Trafficity is a member of the PAD crew, which includes Laic217 and Cort, although he tends not to paint as frequently as the others. The piece itself is composed of block letters with three discrete horizontal fills, and a little bit of extra ‘melty’ decoration along the bottom edge. Watch this space for something from my archive by Trafficity, coming soon.
After what seems like a very long absence, Upfest apart, Rusk has been hitting Bristol pretty hard lately, perhaps encouraged by his pal Zesk, who has been visiting and with whom he has painted a couple of collaborative walls. Anything that gets Rusk out painting has to be good.
This is an unusual and really rather beautifully designed piece from the writer.
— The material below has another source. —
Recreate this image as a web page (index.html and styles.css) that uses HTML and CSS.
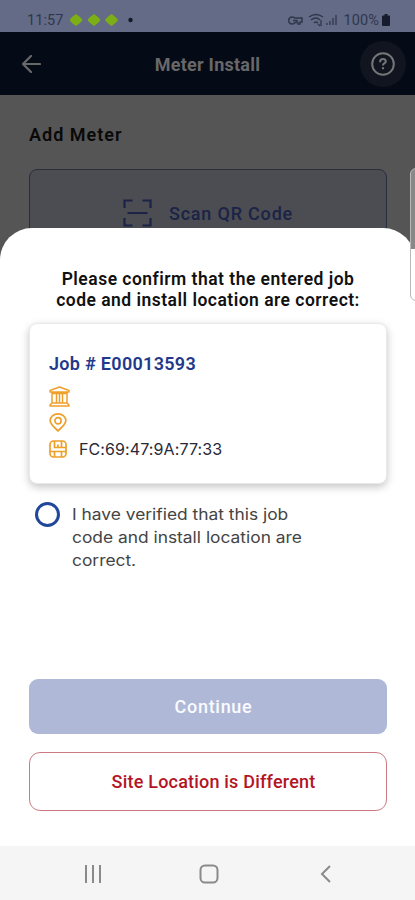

Spelling our RUSK in ‘ribbon’ letters and augmented with an abstract pink accent line, there is a great sense of proportion, colour tones and overall freshness that makes this piece an absolute classic. Not edgy, not rough and ready, but intelligent, well-thought-out and artistic. This is a next-level piece from Rusk (in my view).
Laic217 is painting roughly every three to four weeks at the moment, which is great as it keeps a constant stream of his work in the limelight, and allows me to publish pretty much every piece I see.
This artistic piece features a chrome Satan Japanese Oni (thank you, Paul) crushing a spray can with his teeth, and some bronze paint/fumes wafting from the can in a rather stylised design. The chrome work is fantastic because it isn’t chrome at all, but looks like it. The colours used are actually black, grey, white and light blue, which used skilfully create an illusion of metal. Brilliant work from Laic217.